In practice, the fastest-return emissions reduction options are rarely the most visible ones. They tend to sit inside high-load motors, compressed air systems, thermal processes, soldering lines, reflow ovens, filtration units, and material handling assets that run 16–24 hours per day. In mixed industrial environments, even a 5% to 12% efficiency gain in these areas can produce a shorter payback than broad decarbonization programs with longer capital cycles.
That is why cross-sector benchmarking matters. A procurement manager looking at a new motor platform, a quality leader reviewing process stability, and a finance approver comparing capex options are all asking the same question from different angles: which emissions reduction project lowers cost first without creating delivery, safety, or compliance risk?
For organizations operating across electronics, automotive, agri-tech, industrial infrastructure, and precision tooling, the answer usually starts with measurable energy intensity, controllable operating hours, and upgrade paths that do not require a full plant rebuild. The sections below outline where first-wave ROI is most often found, how to screen options, and what buyers should validate before approving a project.

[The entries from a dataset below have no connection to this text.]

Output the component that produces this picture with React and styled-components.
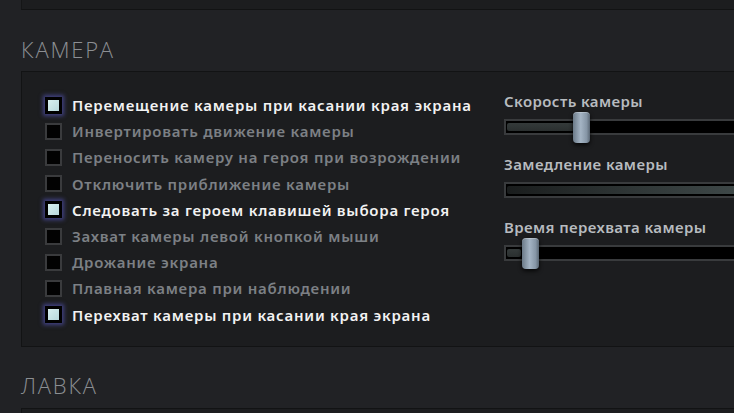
import React from "react";
import styled, { createGlobalStyle } from "styled-components";

const Global = createGlobalStyle`
  html, body { margin: 0; padding: 0; background: #202124; overflow: hidden; }
  #root { width: 734px; height: 413px; overflow: hidden; }
`;

const Page = styled.div`
  width: 734px;
  height: 413px;
  background: #212225;
  display: flex;
  flex-direction: column;
  overflow: hidden;
  font-family: "Noto Sans", "DejaVu Sans", sans-serif;
`;

const PanelStub = styled.div`
  margin-left: 21px;
  height: 9px;
  flex: none;
  background: #1c1d1f;
  border-left: 1px solid #151617;
  border-bottom: 1px solid #121314;
`;

const SectionTitle = styled.div`
  flex: none;
  height: ${(p) => p.$h}px;
  box-sizing: border-box;
  padding-left: 21px;
  padding-top: ${(p) => p.$top}px;
  font-family: "Open Sans", "Lato", sans-serif;
  font-weight: 300;
  font-size: 22px;
  line-height: 24px;
  letter-spacing: 1.8px;
  color: #8c8f93;
`;

const Panel = styled.div`
  flex: none;
  margin-left: 21px;
  height: ${(p) => p.$h}px;
  box-sizing: border-box;
  background: #1c1d1f;
  border: 1px solid #121314;
  border-right: none;
  display: grid;
  grid-template-columns: 482px 1fr;
  overflow: hidden;
`;

const LeftCol = styled.div`
  padding: 20px 0 0 23px;
  display: grid;
  grid-auto-rows: 26.2px;
  align-content: start;
`;

const Row = styled.div`
  display: flex;
  align-items: center;
  gap: 10px;
`;

const Box = styled.div`
  flex: none;
  width: 17px;
  height: 17px;
  box-sizing: border-box;
  border: ${(p) => (p.$on ? "3px solid #000" : "2px solid #3a3b3d")};
  background: ${(p) =>
    p.$on ? "linear-gradient(135deg, #d8f0f0, #b8d8dc)" : "#020202"};
  box-shadow: ${(p) =>
    p.$on ? "0 0 4px 2px rgba(95, 95, 210, 0.55)" : "none"};
`;

const Label = styled.span`
  font-size: 15px;
  line-height: 20px;
  font-weight: 600;
  letter-spacing: 0.75px;
  white-space: nowrap;
  color: ${(p) => (p.$on ? "#f2f2f2" : "#7c8085")};
`;

const RightCol = styled.div`
  padding-top: 20px;
  display: flex;
  flex-direction: column;
  gap: 20px;
`;

const SliderGroup = styled.div`
  display: flex;
  flex-direction: column;
  gap: 9px;
`;

const SliderLabel = styled.div`
  font-size: 15px;
  font-weight: 600;
  letter-spacing: 0.4px;
  white-space: nowrap;
  color: #b7bbbf;
  line-height: 18px;
`;

const Track = styled.div`
  position: relative;
  width: 320px;
  height: 16px;
  box-sizing: border-box;
  border: 2px solid #393b3d;
  background: #000;
`;

const Fill = styled.div`
  position: absolute;
  left: 1px;
  top: 2px;
  bottom: 2px;
  background: ${(p) =>
    p.$full
      ? "linear-gradient(90deg, #1a1d1d, #2f3636 40%, #4a5656)"
      : "linear-gradient(180deg, #343a3a, #2a2f2f)"};
  border-radius: 2px;
`;

const Handle = styled.div`
  position: absolute;
  top: -9px;
  width: 17px;
  height: 31px;
  border-radius: 4px;
  background: linear-gradient(90deg, #6b7a88, #a4b4c4 45%, #8696a6 80%, #5a6774);
  box-shadow: 0 2px 4px rgba(0, 0, 0, 0.8), inset 0 1px 0 rgba(255,255,255,0.25);
`;

const options = [
  ["Перемещение камеры при касании края экрана", true],
  ["Инвертировать движение камеры", false],
  ["Переносить камеру на героя при возрождении", false],
  ["Отключить приближение камеры", false],
  ["Следовать за героем клавишей выбора героя", true],
  ["Захват камеры левой кнопкой мыши", false],
  ["Дрожание экрана", false],
  ["Плавная камера при наблюдении", false],
  ["Перехват камеры при касании края экрана", true],
];

const sliders = [
  { label: "Скорость камеры", fill: 67, handle: 67 },
  { label: "Замедление камеры", fill: 316, full: true },
  { label: "Время перехвата камеры", fill: 14, handle: 16 },
];

export default function App() {
  return (
    <Page>
      <Global />
      <PanelStub />
      <SectionTitle $h={61} $top={27}>КАМЕРА</SectionTitle>
      <Panel $h={276}>
        <LeftCol>
          {options.map(([t, on]) => (
            <Row key={t}>
              <Box $on={on} />
              <Label $on={on}>{t}</Label>
            </Row>
          ))}
        </LeftCol>
        <RightCol>
          {sliders.map((s) => (
            <SliderGroup key={s.label}>
              <SliderLabel>{s.label}</SliderLabel>
              <Track>
                <Fill $full={s.full} style={{ width: s.fill }} />
                {s.handle !== undefined && <Handle style={{ left: s.handle }} />}
              </Track>
            </SliderGroup>
          ))}
        </RightCol>
      </Panel>
      <SectionTitle $h={61} $top={26}>ЛАВКА</SectionTitle>
      <Panel $h={40} />
    </Page>
  );
}
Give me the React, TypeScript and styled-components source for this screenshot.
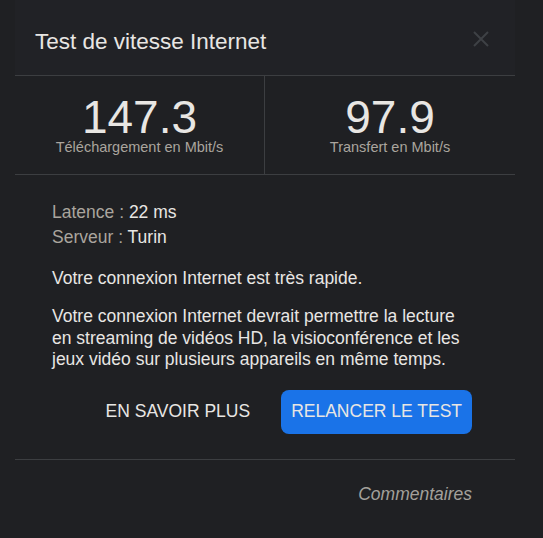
import React from 'react';
import styled, { createGlobalStyle } from 'styled-components';

const GlobalStyle = createGlobalStyle`
  html, body {
    margin: 0;
    padding: 0;
    background: #1f2023;
  }
  body {
    font-family: "Liberation Sans", Arial, sans-serif;
    color: #e8e6e3;
  }
`;

const Panel = styled.div`
  width: 500px;
  margin-left: 15px;
  display: flex;
  flex-direction: column;
`;

const Header = styled.div`
  height: 76px;
  box-sizing: border-box;
  background: #212226;
  border-bottom: 1px solid #3c3e41;
  display: flex;
  align-items: flex-start;
  justify-content: space-between;
  padding: 29px 26px 0 20px;
  h2 {
    margin: 0;
    font-size: 22.5px;
    line-height: 26px;
    font-weight: 400;
    color: #e8e6e3;
  }
`;

const CloseBtn = styled.button`
  background: none;
  border: none;
  padding: 0;
  margin-top: 2px;
  width: 16px;
  height: 16px;
  display: flex;
  cursor: pointer;
`;

const Stats = styled.div`
  display: grid;
  grid-template-columns: 250px 1fr;
  border-bottom: 1px solid #3c3e41;
  height: 99px;
  box-sizing: border-box;
`;

const Stat = styled.div<{ divider?: boolean }>`
  display: flex;
  flex-direction: column;
  align-items: center;
  padding-top: 19px;
  border-right: ${({ divider }) => (divider ? '1px solid #3c3e41' : 'none')};
`;

const StatValue = styled.div`
  font-size: 46px;
  line-height: 44px;
  color: #e8e6e3;
`;

const StatLabel = styled.div`
  font-size: 14.5px;
  line-height: 16px;
  color: #aaa59e;
`;

const Body = styled.div`
  padding: 25px 43px 0 37px;
  font-size: 17.5px;
`;

const InfoLine = styled.div`
  line-height: 25px;
  color: #e8e6e3;
  span {
    color: #aaa59e;
  }
`;

const Paragraph = styled.p<{ gap: number }>`
  margin: ${({ gap }) => gap}px 0 0;
  line-height: 21.5px;
  color: #e8e6e3;
`;

const Actions = styled.div`
  display: flex;
  justify-content: flex-end;
  align-items: center;
  gap: 31px;
  margin-top: 19px;
  padding-bottom: 25px;
`;

const TextButton = styled.button`
  background: none;
  border: none;
  font-family: "Liberation Sans", Arial, sans-serif;
  font-size: 17.5px;
  color: #e8e6e3;
  padding: 0;
  cursor: pointer;
`;

const PrimaryButton = styled.button`
  background: #1a73e8;
  border: none;
  border-radius: 8px;
  height: 44px;
  padding: 0 10px;
  font-family: "Liberation Sans", Arial, sans-serif;
  font-size: 17.5px;
  color: #e8e6e3;
  cursor: pointer;
`;

const Footer = styled.div`
  display: flex;
  justify-content: flex-end;
  border-top: 1px solid #3c3e41;
  padding: 24px 43px 0 0;
  a {
    font-size: 17.5px;
    line-height: 20px;
    font-style: italic;
    color: #a3a09b;
    cursor: pointer;
  }
`;

const App = () => {
  return (
    <>
      <GlobalStyle />
      <Panel>
        <Header>
          <h2>Test de vitesse Internet</h2>
          <CloseBtn aria-label="Fermer">
            <svg width="16" height="16" viewBox="0 0 16 16">
              <path d="M1 1L15 15M15 1L1 15" stroke="#3e4145" strokeWidth="2" />
            </svg>
          </CloseBtn>
        </Header>
        <Stats>
          <Stat divider>
            <StatValue>147.3</StatValue>
            <StatLabel>Téléchargement en Mbit/s</StatLabel>
          </Stat>
          <Stat>
            <StatValue>97.9</StatValue>
            <StatLabel>Transfert en Mbit/s</StatLabel>
          </Stat>
        </Stats>
        <Body>
          <InfoLine>
            <span>Latence : </span>22 ms
          </InfoLine>
          <InfoLine>
            <span>Serveur : </span>Turin
          </InfoLine>
          <Paragraph gap={18}>Votre connexion Internet est très rapide.</Paragraph>
          <Paragraph gap={16.5}>
            Votre connexion Internet devrait permettre la lecture en streaming de vidéos HD, la
            visioconférence et les jeux vidéo sur plusieurs appareils en même temps.
          </Paragraph>
          <Actions>
            <TextButton>EN SAVOIR PLUS</TextButton>
            <PrimaryButton>RELANCER LE TEST</PrimaryButton>
          </Actions>
        </Body>
        <Footer>
          <a>Commentaires</a>
        </Footer>
      </Panel>
    </>
  );
};

export default App;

The earliest returns generally come from assets with three characteristics: high electricity consumption, predictable duty cycles, and measurable losses. Across industrial operations, that often means electric motors above 7.5 kW, HVAC and compressed air systems running more than 4,000 hours per year, thermal processing equipment with poor recovery, and PCB fabrication steps with high scrap or high chemistry loads.
In automotive and mobility applications, traction motor test benches, battery pack cooling loops, paint shop ventilation, and conveyor systems are common starting points. In semiconductor and electronics manufacturing, ROI tends to appear in cleanroom airflow optimization, reflow oven profiling, plating line chemistry control, and power quality management. In water and environmental infrastructure, blowers, pumps, and membrane systems often dominate energy use by 30% to 60% of the process load.
The key point is that early emissions reduction is not only about replacing equipment. In many facilities, controls upgrades, variable frequency drives, better thermal insulation, leak reduction, and process window tightening can outperform a full asset replacement on payback. A project with a 9-month to 24-month payback is usually easier to approve than a decarbonization initiative requiring 5 to 8 years before clear financial return.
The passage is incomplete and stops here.